Jaja Wajik (Sumber Foto : Koleksi Pribadi)
Makna Dari Jaja Wajik
Jaja Wajik memiliki makna yang mendalam dalam budaya Bali, yang tercermin dari bentuk, warna, dan rasanya. Bentuk Jaja Wajik, yang biasanya berupa potongan persegi atau segitiga, merepresentasikan keteraturan serta keseimbangan dalam kehidupan. Potongan ini juga menggambarkan harmoni dalam hubungan manusia dengan Tuhan, sesama, dan lingkungan, selaras dengan filosofi Tri Hita Karana yang menjadi pedoman hidup masyarakat Bali.
Warna kecokelatan Jaja Wajik, hasil dari campuran gula merah, mengandung simbol rasa syukur terhadap hasil bumi. Gula merah, yang dibuat dari kelapa-pohon kehidupan yang hampir seluruh bagiannya bermanfaat melambangkan penghormatan masyarakat Bali terhadap alam. Warna alami ini juga menunjukkan kedekatan dengan alam sebagai sumber keberlangsungan hidup.
Rasa manis yang dominan pada Jaja Wajik memiliki makna sebagai doa untuk kehidupan yang bahagia, sejahtera, dan penuh berkah. Perpaduan manis dari gula merah dan santan melambangkan harmoni serta kehangatan hubungan di dalam keluarga dan masyarakat. Dengan nilai-nilai tersebut, Jaja Wajik tidak hanya menjadi makanan tradisional, tetapi juga medium untuk menyampaikan pesan spiritual dan budaya, baik dalam kehidupan sehari-hari maupun pada saat upacara adat.
Tata Cara Membuat Jaja Wajik
Jaja Wajik (Sumber Foto : Koleksi Pribadi)
1. Langkah pertama adalah mempersiapkan alat dan bahan. Siapkan panci kukusan atau dandang dengan tutup yang rapat untuk menjaga uap tetap terkonsentrasi. Rendam beras ketan yang sudah dicuci bersih selama 2-3 jam agar teksturnya lebih lembut setelah dimasak. Setelah direndam, tiriskan beras ketan hingga airnya habis. Pastikan bahan lain seperti santan kental, gula merah yang telah disisir, gula pasir, daun pandan yang diikat simpul, garam, dan air juga sudah siap digunakan.
2. Selanjutnya, lakukan proses pengukusan beras ketan tahap pertama. Panaskan kukusan dengan air secukupnya hingga menghasilkan uap stabil. Masukkan beras ketan yang telah ditiriskan ke dalam kukusan dan ratakan permukaannya agar matang secara merata.
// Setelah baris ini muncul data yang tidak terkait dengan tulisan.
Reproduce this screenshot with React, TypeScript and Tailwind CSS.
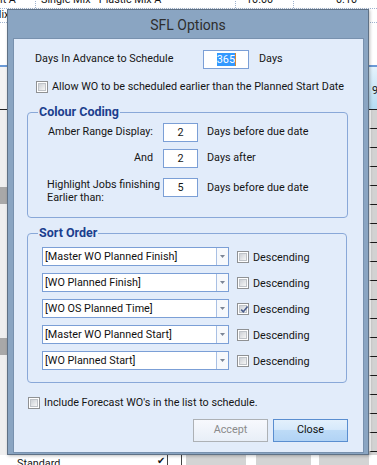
import React from "react";

const F = "font-['Roboto',sans-serif]";

function Check({ checked = false }: { checked?: boolean }) {
  return (
    <div className="w-[12px] h-[12px] shrink-0 border border-[#8f9193] bg-white p-[1px]">
      <div className="relative w-full h-full border border-[#bfc3c8] bg-linear-to-br from-[#cdd1d6] to-[#f6f6f6]">
        {checked && (
          <svg className="absolute left-[0px] top-[-1px]" width="9" height="9" viewBox="0 0 9 9">
            <path d="M1.2 4.6 L3.3 6.8 L7.6 1.4" fill="none" stroke="#4b5e8d" strokeWidth="1.6" />
          </svg>
        )}
      </div>
    </div>
  );
}

function Combo({ text, checked }: { text: string; checked?: boolean }) {
  return (
    <div className="flex items-center">
      <div className="ml-[14px] w-[187px] h-[19px] border border-[#7b9fd6] bg-white flex">
        <div className="flex-1 pl-[2px] leading-[17px] whitespace-nowrap text-[#111]">{text}</div>
        <div className="w-[12px] border-l border-[#a9c0e4] bg-[#f7f9fc] flex items-center justify-center">
          <svg width="5" height="3" viewBox="0 0 5 3">
            <polygon points="0,0 5,0 2.5,3" fill="#7b8596" />
          </svg>
        </div>
      </div>
      <div className="ml-[8px]">
        <Check checked={checked} />
      </div>
      <div className="ml-[4px] leading-[13px] mt-[2px]">Descending</div>
    </div>
  );
}

function NumBox({ v }: { v: string }) {
  return (
    <div className="ml-[10px] w-[35px] h-[19px] shrink-0 border border-[#7b9fd6] bg-white text-center leading-[17px]">
      {v}
    </div>
  );
}

export default function App() {
  return (
    <div className={`relative w-[377px] h-[465px] overflow-hidden bg-[#efefef] text-[10.8px] text-[#151515] ${F}`}>
      {/* background application */}
      <div className="flex flex-col w-full h-full">
        <div className="h-[23px] bg-white border-b border-dotted border-[#9fb3cf] relative overflow-hidden">
          <div className="flex h-[9px] border-b border-dotted border-[#9fb3cf] overflow-hidden">
            <div className="w-[36px] border-r border-dotted border-[#9fb3cf] leading-[12px] -mt-[6px] whitespace-nowrap">it A</div>
            <div className="w-[200px] border-r border-dotted border-[#9fb3cf] leading-[12px] -mt-[6px] pl-[5px] whitespace-nowrap">Single Mix - Plastic Mix A</div>
            <div className="w-[58px] border-r border-dotted border-[#9fb3cf] leading-[12px] -mt-[6px] pl-[10px]">10.00</div>
            <div className="flex-1 leading-[12px] -mt-[6px] pl-[42px]">0.10</div>
          </div>
          <div className="leading-[12px] -ml-[8px] mt-[0px]">Mix</div>
        </div>
        <div className="h-[42px] bg-white" />
        <div className="h-[2px] bg-[#6b9ad6]" />
        <div className="h-[43px] flex">
          <div className="flex-1 bg-[#f3f3f3] border-b border-[#222]" />
          <div className="w-[8px] bg-linear-to-b from-[#e4f3fc] to-[#b6dcf3] border-b border-[#222] pl-[3px] pt-[18px] leading-[12px]">9</div>
        </div>
        <div className="flex-1 flex">
          <div className="flex-1 bg-[#efefef] flex flex-col">
            <div className="h-[77px]" />
            <div className="h-[17px] w-[7px] bg-[#a8a8a8]" />
            <div className="h-[134px]" />
            <div className="h-[17px] w-[7px] bg-[#a8a8a8]" />
          </div>
          <div className="w-[8px] flex flex-col bg-[#d2d2d2]">
            {Array.from({ length: 18 }).map((_, i) => (
              <div key={i} className="h-[19px] border-b border-[#1a1a1a] border-l-2 border-l-white" />
            ))}
          </div>
        </div>
      </div>

      {/* bottom strip */}
      <div className="absolute left-0 right-0 bottom-0 h-[10px] bg-white flex overflow-hidden">
        <div className="w-[170px] pl-[17px] leading-[12px] mt-[3px]">Standard</div>
        <div className="w-[10px] leading-[10px] text-[10px] mt-[1px]">✔</div>
        <div className="w-[16px] border-l border-[#444]" />
        <div className="w-[5px] border-l border-[#444]" />
        <div className="flex-1 bg-[#d4d4d4] flex">
          <div className="ml-[60px] w-[10px] bg-white" />
          <div className="ml-[55px] w-[8px] bg-white" />
          <div className="ml-[50px] w-[8px] bg-white" />
        </div>
      </div>

      {/* dialog */}
      <div className="absolute left-[7px] top-[9px] w-[362px] h-[446px] border border-[#5f7185] bg-[#8aa5c2] flex flex-col shadow-[1px_1px_3px_rgba(0,0,0,0.25)]">
        <div className="h-[29px] flex items-center justify-center text-[14px] text-[#2e2e2e] pt-[1px]">SFL Options</div>
        <div className="ml-[6px] w-[349px] h-[413px] bg-[#e2ecfa] ring-1 ring-[#7891ae] flex flex-col">
          {/* days in advance */}
          <div className="mt-[11px] h-[19px] flex items-center">
            <div className="ml-[21px] w-[168px] whitespace-nowrap">Days In Advance to Schedule</div>
            <div className="w-[46px] h-[19px] border border-[#7b9fd6] bg-white flex items-center justify-end pr-[12px]">
              <span className="bg-[#3399ff] text-white leading-[13px] px-[0px]">365</span>
              <span className="w-[1px] h-[13px] bg-[#d88a32]" />
            </div>
            <div className="ml-[10px]">Days</div>
          </div>
          {/* allow checkbox */}
          <div className="mt-[12px] h-[12px] flex items-center">
            <div className="ml-[22px]">
              <Check />
            </div>
            <div className="ml-[4px] whitespace-nowrap">Allow WO to be scheduled earlier than the Planned Start Date</div>
          </div>

          {/* colour coding */}
          <div className="mt-[19px] ml-[13px] w-[321px] h-[106px] shrink-0 rounded-[4px] border border-[#89a8d8] relative flex flex-col">
            <div className="absolute left-[10px] top-[-9px] px-[1px] bg-[#e2ecfa] font-bold text-[12.5px] leading-[16px] text-[#1b3f8e]">Colour Coding</div>
            <div className="mt-[10px] h-[19px] flex items-center">
              <div className="ml-[19px] w-[106px] flex justify-end whitespace-nowrap">Amber Range Display:</div>
              <NumBox v="2" />
              <div className="ml-[9px] whitespace-nowrap">Days before due date</div>
            </div>
            <div className="mt-[7px] h-[19px] flex items-center">
              <div className="ml-[19px] w-[106px] flex justify-end whitespace-nowrap">And</div>
              <NumBox v="2" />
              <div className="ml-[9px]">Days after</div>
            </div>
            <div className="mt-[10px] flex items-start">
              <div className="ml-[19px] w-[106px] leading-[13px] whitespace-nowrap">
                Highlight Jobs finishing
                <br />
                Earlier than:
              </div>
              <NumBox v="5" />
              <div className="ml-[9px] leading-[19px] whitespace-nowrap">Days before due date</div>
            </div>
          </div>

          {/* sort order */}
          <div className="mt-[15px] ml-[13px] w-[320px] h-[150px] shrink-0 rounded-[4px] border border-[#89a8d8] relative flex flex-col gap-[7px] pt-[13px]">
            <div className="absolute left-[10px] top-[-9px] px-[1px] bg-[#e2ecfa] font-bold text-[12.5px] leading-[16px] text-[#1b3f8e]">Sort Order</div>
            <Combo text="[Master WO Planned Finish]" />
            <Combo text="[WO Planned Finish]" />
            <Combo text="[WO OS Planned Time]" checked />
            <Combo text="[Master WO Planned Start]" />
            <Combo text="[WO Planned Start]" />
          </div>

          {/* include forecast */}
          <div className="mt-[14px] h-[12px] flex items-center">
            <div className="ml-[14px]">
              <Check />
            </div>
            <div className="ml-[4px] whitespace-nowrap">Include Forecast WO's in the list to schedule.</div>
          </div>

          {/* buttons */}
          <div className="mt-[10px] flex justify-end pr-[15px] gap-[5px]">
            <div className="w-[75px] h-[23px] border border-[#adb1b5] bg-linear-to-b from-[#f7f9fd] to-[#e8eef7] text-[#8a8a8a] flex items-center justify-center">
              Accept
            </div>
            <div className="w-[75px] h-[23px] border border-[#5a8ed0] bg-[linear-gradient(to_bottom,#e3f0fc_0%,#d6e9fb_45%,#bddbf7_50%,#b1d3f5_100%)] text-[#111] flex items-center justify-center">
              Close
            </div>
          </div>
        </div>
      </div>
    </div>
  );
}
Kukus beras ketan selama 15 menit dengan api sedang. Setelah itu, angkat dan sisihkan beras ketan, lalu matikan api.
3. Tahap berikutnya adalah membuat rebusan santan dan gula. Gunakan wajan besar atau panci, lalu masukkan santan kental, gula merah yang telah disisir halus, gula pasir, daun pandan, garam, dan air ke dalamnya. Nyalakan api sedang dan aduk perlahan untuk memastikan santan tidak pecah. Biarkan campuran ini mendidih sambil terus diaduk hingga gula larut sepenuhnya dan aroma harum pandan terasa. Proses ini biasanya memakan waktu sekitar 5-7 menit.
4. Setelah rebusan santan siap, masukkan ketan yang telah dikukus sebelumnya ke dalam wajan. Aduk perlahan menggunakan spatula kayu atau sendok besar hingga ketan tercampur rata dengan santan. Masak dengan api kecil sambil terus diaduk agar santan meresap sepenuhnya ke dalam ketan. Lanjutkan mengaduk hingga santan mengering, dan adonan menjadi berminyak atau mengkilap. Proses ini biasanya membutuhkan waktu 20-30 menit, jadi pastikan adonan tidak gosong dengan tetap mengaduknya perlahan.
5. Berikutnya adalah proses mencetak Jaja Wajik. Siapkan loyang atau wadah datar yang telah diolesi minyak kelapa tipis-tipis agar adonan tidak lengket. Anda juga bisa melapisi loyang dengan daun pisang untuk memberikan aroma tambahan. Pindahkan adonan ketan yang telah matang ke dalam loyang, ratakan dengan spatula, lalu tekan-tekan hingga padat dan rapi. Biarkan adonan dingin di suhu ruang selama 1-2 jam hingga benar-benar mengeras.
6. Langkah terakhir adalah memotong dan menyajikan Jaja Wajik. Setelah adonan dingin, keluarkan dari loyang dan potong-potong sesuai selera menggunakan pisau tajam. Potongan dapat berbentuk persegi kecil, segitiga, atau bentuk lainnya sesuai dengan preferensi. Susun potongan Jaja Wajik di atas piring saji, dan kue manis tradisional ini siap dinikmati. Untuk penyimpanan, simpan Jaja Wajik dalam wadah kedap udara agar tetap segar dan bisa dinikmati hingga beberapa hari.